GIVEN PROBLEM ->
Copy all lines in which the word "styles" can be found.

DATASET CONTENT ->
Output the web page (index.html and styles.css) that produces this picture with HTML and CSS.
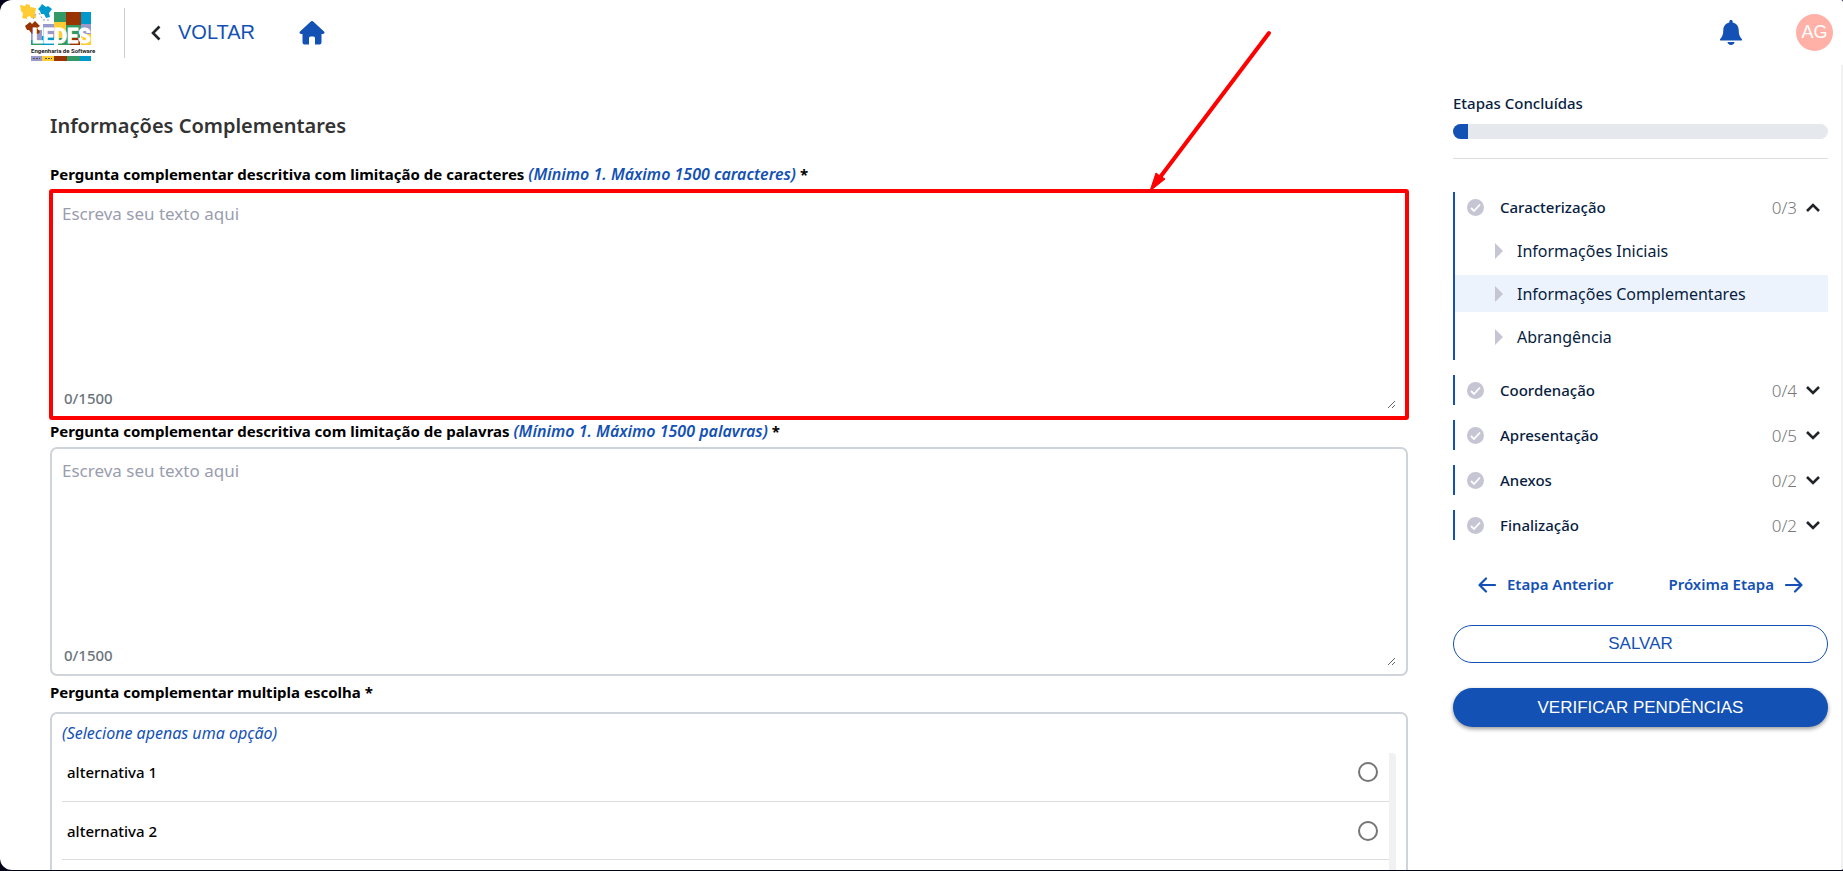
FILE: index.html
```html
<!DOCTYPE html>
<html lang="pt-BR">
<head>
<meta charset="utf-8">
<title>Informações Complementares</title>
<link rel="stylesheet" href="styles.css">
</head>
<body>
<div class="app">
  <header class="topbar">
    <svg class="logo" width="72" height="58" viewBox="20 4 72 58" role="img" aria-label="LEDES Engenharia de Software">
      <path fill="#339966" d="M54 12h12v10H54zM31 36h11v9H31zM66 33h14v12H66z"/>
      <path fill="#993300" d="M66 12h15v13H66zM66 38h14v7H66z"/>
      <path fill="#0099cc" d="M81 12h10v12H81zM42 36h12v9H42z"/>
      <path fill="#9999cc" d="M31 30h11v10H31zM43 24h11v12H43zM81 24h10v10H81z"/>
      <path fill="#ffcc33" d="M54 22h12v16H54zM81 34h10v11H81z"/>
      <path fill="#339966" d="M58 38h12v7H58zM66 25h15v9H66z"/>
      <path fill="#ffcc33" d="M20 5l5 1 1-2 4 1 0 2 6 1-1 6 1 4-5 0-1-2-3 1 0 2-5-1 1-5-2-2z"/>
      <path fill="#0099cc" d="M42 4l4 3 2-1 4 3-3 4 1 4-4 1-2-4-3 0-1-3-2-2 2-2z"/>
      <path fill="#993300" d="M25 26l5-4 2 2 3-3 5 5-3 2 3 4-2 2-3-1-3 1-3-4-2 0z"/>
      <path fill="none" stroke="#999" stroke-width="1" stroke-dasharray="2 2" d="M36 14l-3 5M39 13l4 7 7 0"/>
      <text class="logo-word" x="32" y="43">LEDES</text>
      <path fill="#fff" d="M30 45h62v10H30z"/>
      <text class="logo-sub" x="31" y="53">Engenharia de Software</text>
      <path fill="#9999cc" d="M31 56h11v5H31z"/><path fill="#ffcc33" d="M42 56h12v5H42z"/>
      <path fill="#993300" d="M54 56h13v5H54z"/><path fill="#339966" d="M67 56h13v5H67z"/>
      <path fill="#0099cc" d="M80 56h11v5H80z"/>
      <path stroke="#555" stroke-dasharray="2 1" d="M33 58.500h7M45 58.500h7"/>
    </svg>
    <a class="back" href="#">
      <svg width="10" height="16" viewBox="0 0 10 16"><path d="M8.500 1.500L2 8l6.500 6.500" fill="none" stroke="#212529" stroke-width="2.600"/></svg>
      VOLTAR
    </a>
    <a class="home" href="#" aria-label="Início">
      <svg width="26" height="24" viewBox="0 0 26 24" fill="#1351b4"><path d="M11.800.500a1.800 1.800 0 0 1 2.400 0L25 10.500c1 1 .4 2.500-1 2.500h-1.500v8.500a2 2 0 0 1-2 2H16V17a1.500 1.500 0 0 0-1.500-1.500h-3A1.500 1.500 0 0 0 10 17v6.500H5.500a2 2 0 0 1-2-2V13H2C.6 13 0 11.500 1 10.500z"/></svg>
    </a>
    <button class="bell" type="button" aria-label="Notificações">
      <svg width="22" height="26" viewBox="0 0 22 26" fill="#1351b4"><path d="M11 0c1 0 1.700.7 1.700 1.700v.7c3.800.8 6 3.700 6 7.600 0 4.500 1 6.700 3.100 9 .5.600.2 1.500-.7 1.500H.9c-.9 0-1.200-.9-.7-1.500 2.100-2.300 3.100-4.500 3.100-9 0-3.900 2.200-6.800 6-7.600v-.7C9.300.7 10 0 11 0zM7.500 22h7c0 1.600-1.500 3-3.500 3s-3.500-1.400-3.500-3z"/></svg>
    </button>
    <span class="avatar">AG</span>
  </header>
  <div class="body">
    <main class="form">
      <h1 class="title">Informações Complementares</h1>
      <label class="question" for="q1">Pergunta complementar descritiva com limitação de caracteres <em class="hint">(Mínimo 1. Máximo 1500 caracteres)</em> *</label>
      <div class="field field-marked">
        <textarea id="q1" class="entry" placeholder="Escreva seu texto aqui"></textarea>
        <span class="counter">0/1500</span>
        <svg class="arrow" width="126" height="166" viewBox="0 0 126 166"><path d="M122 5L14 148" stroke="#f00" stroke-width="4" stroke-linecap="round"/><path d="M3 163L9 145l4 3 5 3z" fill="#f00" stroke="#f00" stroke-width="1"/></svg>
      </div>
      <label class="question" for="q2">Pergunta complementar descritiva com limitação de palavras <em class="hint">(Mínimo 1. Máximo 1500 palavras)</em> *</label>
      <div class="field">
        <textarea id="q2" class="entry" placeholder="Escreva seu texto aqui"></textarea>
        <span class="counter">0/1500</span>
      </div>
      <fieldset class="choice">
        <legend class="question question-choice">Pergunta complementar multipla escolha *</legend>
        <div class="choice-box">
          <p class="choice-hint">(Selecione apenas uma opção)</p>
          <div class="options">
            <label class="option">alternativa 1<input class="radio" type="radio" name="alt"></label>
            <label class="option">alternativa 2<input class="radio" type="radio" name="alt"></label>
            <div class="option"></div>
          </div>
        </div>
      </fieldset>
    </main>
    <aside class="side">
      <h2 class="side-title">Etapas Concluídas</h2>
      <div class="progress"><div class="progress-fill"></div></div>
      <ul class="steps">
        <li class="step">
          <button class="step-head" type="button">
            <svg class="check" viewBox="0 0 17 17"><circle cx="8.500" cy="8.500" r="8.500" fill="#c5c5d3"/><path d="M4 9l3 3 6-6.500" fill="none" stroke="#fff" stroke-width="1.800"/></svg>
            <span class="step-name">Caracterização</span><span class="count">0/3</span>
            <svg class="chev" viewBox="0 0 14 9"><path d="M1 8l6-6 6 6" fill="none" stroke="#212529" stroke-width="2.600"/></svg>
          </button>
          <ul class="subs">
            <li><a class="sub" href="#">Informações Iniciais</a></li>
            <li><a class="sub sub-active" href="#">Informações Complementares</a></li>
            <li><a class="sub" href="#">Abrangência</a></li>
          </ul>
        </li>
        <li class="step">
          <button class="step-head" type="button">
            <svg class="check" viewBox="0 0 17 17"><circle cx="8.500" cy="8.500" r="8.500" fill="#c5c5d3"/><path d="M4 9l3 3 6-6.500" fill="none" stroke="#fff" stroke-width="1.800"/></svg>
            <span class="step-name">Coordenação</span><span class="count">0/4</span>
            <svg class="chev" viewBox="0 0 14 9"><path d="M1 1l6 6 6-6" fill="none" stroke="#212529" stroke-width="2.600"/></svg>
          </button>
        </li>
        <li class="step">
          <button class="step-head" type="button">
            <svg class="check" viewBox="0 0 17 17"><circle cx="8.500" cy="8.500" r="8.500" fill="#c5c5d3"/><path d="M4 9l3 3 6-6.500" fill="none" stroke="#fff" stroke-width="1.800"/></svg>
            <span class="step-name">Apresentação</span><span class="count">0/5</span>
            <svg class="chev" viewBox="0 0 14 9"><path d="M1 1l6 6 6-6" fill="none" stroke="#212529" stroke-width="2.600"/></svg>
          </button>
        </li>
        <li class="step">
          <button class="step-head" type="button">
            <svg class="check" viewBox="0 0 17 17"><circle cx="8.500" cy="8.500" r="8.500" fill="#c5c5d3"/><path d="M4 9l3 3 6-6.500" fill="none" stroke="#fff" stroke-width="1.800"/></svg>
            <span class="step-name">Anexos</span><span class="count">0/2</span>
            <svg class="chev" viewBox="0 0 14 9"><path d="M1 1l6 6 6-6" fill="none" stroke="#212529" stroke-width="2.600"/></svg>
          </button>
        </li>
        <li class="step">
          <button class="step-head" type="button">
            <svg class="check" viewBox="0 0 17 17"><circle cx="8.500" cy="8.500" r="8.500" fill="#c5c5d3"/><path d="M4 9l3 3 6-6.500" fill="none" stroke="#fff" stroke-width="1.800"/></svg>
            <span class="step-name">Finalização</span><span class="count">0/2</span>
            <svg class="chev" viewBox="0 0 14 9"><path d="M1 1l6 6 6-6" fill="none" stroke="#212529" stroke-width="2.600"/></svg>
          </button>
        </li>
      </ul>
      <nav class="pager">
        <button class="page-link" type="button"><svg width="18" height="16" viewBox="0 0 18 16"><path d="M17 8H2M8 1.500L1.500 8 8 14.500" fill="none" stroke="#1351b4" stroke-width="2.200" stroke-linecap="round" stroke-linejoin="round"/></svg>Etapa Anterior</button>
        <button class="page-link" type="button">Próxima Etapa<svg width="18" height="16" viewBox="0 0 18 16"><path d="M1 8h15M10 1.500L16.500 8 10 14.500" fill="none" stroke="#1351b4" stroke-width="2.200" stroke-linecap="round" stroke-linejoin="round"/></svg></button>
      </nav>
      <button class="btn btn-outline" type="button">SALVAR</button>
      <button class="btn btn-solid" type="button">VERIFICAR PENDÊNCIAS</button>
    </aside>
    <div class="track"></div>
  </div>
</div>
</body>
</html>
```

FILE: styles.css
```css
* { box-sizing: border-box; }
body { margin: 0; background: #03031a; font-family: "Noto Sans", sans-serif; color: #000; }
button { font: inherit; background: none; border: 0; padding: 0; }
ul { list-style: none; margin: 0; padding: 0; }
a { text-decoration: none; }
svg { display: block; flex: none; }

.app { height: calc(100vh - 1px); display: flex; flex-direction: column; overflow: hidden; background: #fff; border-radius: 12px 2px 2px 12px; }

.topbar { display: flex; align-items: center; height: 65px; flex: none; padding: 0 10px 0 20px; }
.logo { overflow: visible; }
.logo-word { font: bold 20px Roboto, sans-serif; fill: #fff; stroke: #fff; stroke-width: 1px; }
.logo-sub { font: bold 6px Roboto, sans-serif; fill: #222; }
.back { display: flex; align-items: center; gap: 17px; height: 50px; margin-left: 32px; padding-left: 26px; border-left: 1px solid #ccc; color: #1351b4; font: 20px "Liberation Sans", Arial, sans-serif; }
.home { margin-left: 44px; }
.bell { margin-left: auto; margin-right: 54px; }
.avatar { display: flex; align-items: center; justify-content: center; width: 37px; height: 37px; border-radius: 50%; background: #ffb1a8; color: #fff; font: 18px "Liberation Sans", Arial, sans-serif; }

.body { display: flex; flex: 1; min-height: 0; }
.form { flex: 1; min-width: 0; padding: 44px 0 0 50px; }
.title { margin: 0 0 23px; font: 600 20px/34px "Noto Sans", sans-serif; color: #333; }
.question { display: block; padding: 0 0 8px; font-weight: 700; font-size: 15px; line-height: 16px; }
.hint { color: #1351b4; font-size: 16px; font-weight: 600; line-height: 16px; }
.field { position: relative; height: 229px; margin-bottom: 4px; padding: 2px 10px 8px; border: 2px solid #ced4da; border-radius: 7px; }
.field-marked { outline: 4px solid #f00; outline-offset: -3px; border-radius: 2px; }
.entry { display: block; width: 100%; height: 100%; padding: 8px 0; border: 0; outline: 0; background: transparent; resize: vertical; font: 17px/24px "Noto Sans", sans-serif; }
.entry::placeholder { color: #9a9dae; opacity: 1; }
.counter { position: absolute; left: 12px; bottom: 9px; color: #6c757d; font-size: 15px; line-height: 20px; font-weight: 500; }
.arrow { position: absolute; right: 133px; bottom: 223px; }

.choice { margin: 0; padding: 0; border: 0; min-width: 0; }
.question-choice { line-height: 24px; }
.choice-box { padding: 7px 10px; border: 2px solid #ced4da; border-radius: 7px; }
.choice-hint { margin: 0 0 8px; color: #1351b4; font-style: italic; font-size: 16px; line-height: 24px; }
.options { border-right: 7px solid #f1f1f1; border-radius: 0 4px 0 0; }
.option { display: flex; align-items: center; justify-content: space-between; height: 58px; padding: 0 11px 0 5px; border-bottom: 1px solid #ddd; font-size: 15px; font-weight: 500; }
.option:first-child { height: 49px; padding-bottom: 10px; }
.radio { appearance: none; width: 20px; height: 20px; margin: 0; border: 2px solid #757575; border-radius: 50%; }

.side { flex: none; width: 375px; margin: 28px 13px 0 45px; }
.side-title { margin: 0 0 11px; color: #071d41; font-size: 15px; font-weight: 500; line-height: 20px; }
.progress { height: 15px; border-radius: 8px; background: #e5e8ed; overflow: hidden; }
.progress-fill { width: 4%; height: 100%; background: #1351b4; }
.steps { display: grid; gap: 15px; margin-top: 19px; padding-top: 33px; border-top: 1px solid #ddd; }
.step { border-left: 2px solid #1351b4; }
.step-head { display: flex; align-items: center; width: 100%; height: 30px; padding: 0 8px 0 12px; color: #071d41; font-size: 15px; text-align: left; }
.check { width: 17px; height: 17px; }
.step-name { flex: 1; margin-left: 16px; font-weight: 500; }
.count { color: #777; margin-right: 9px; font-size: 17px; font-weight: 300; }
.chev { width: 14px; height: 9px; }
.subs { display: grid; gap: 6px; padding: 10px 0 5px; }
.sub { display: flex; align-items: center; gap: 14px; height: 37px; padding-left: 40px; color: #071d41; font-size: 16px; }
.sub::before { content: ""; border-left: 8px solid #c5c5d3; border-top: 8px solid transparent; border-bottom: 8px solid transparent; }
.sub-active { background: #edf3fc; }
.pager { display: flex; justify-content: space-between; margin: 32px 25px 28px; }
.page-link { display: flex; align-items: center; gap: 11px; color: #1351b4; font-weight: 600; font-size: 15px; line-height: 25px; }
.btn { display: block; width: 100%; height: 38px; border-radius: 20px; font: 17px "Liberation Sans", Arial, sans-serif; }
.btn-outline { border: 1px solid #1351b4; color: #1351b4; margin-bottom: 25px; }
.btn-solid { height: 39px; background: #1351b4; color: #fff; box-shadow: 0 2px 4px rgba(0,0,0,.4); }
.track { flex: none; width: 2px; background: #f1f1f1; }
```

EXERCISE OUTPUT ->
Output the web page (index.html and styles.css) that produces this picture with HTML and CSS.
<link rel="stylesheet" href="styles.css">
FILE: styles.css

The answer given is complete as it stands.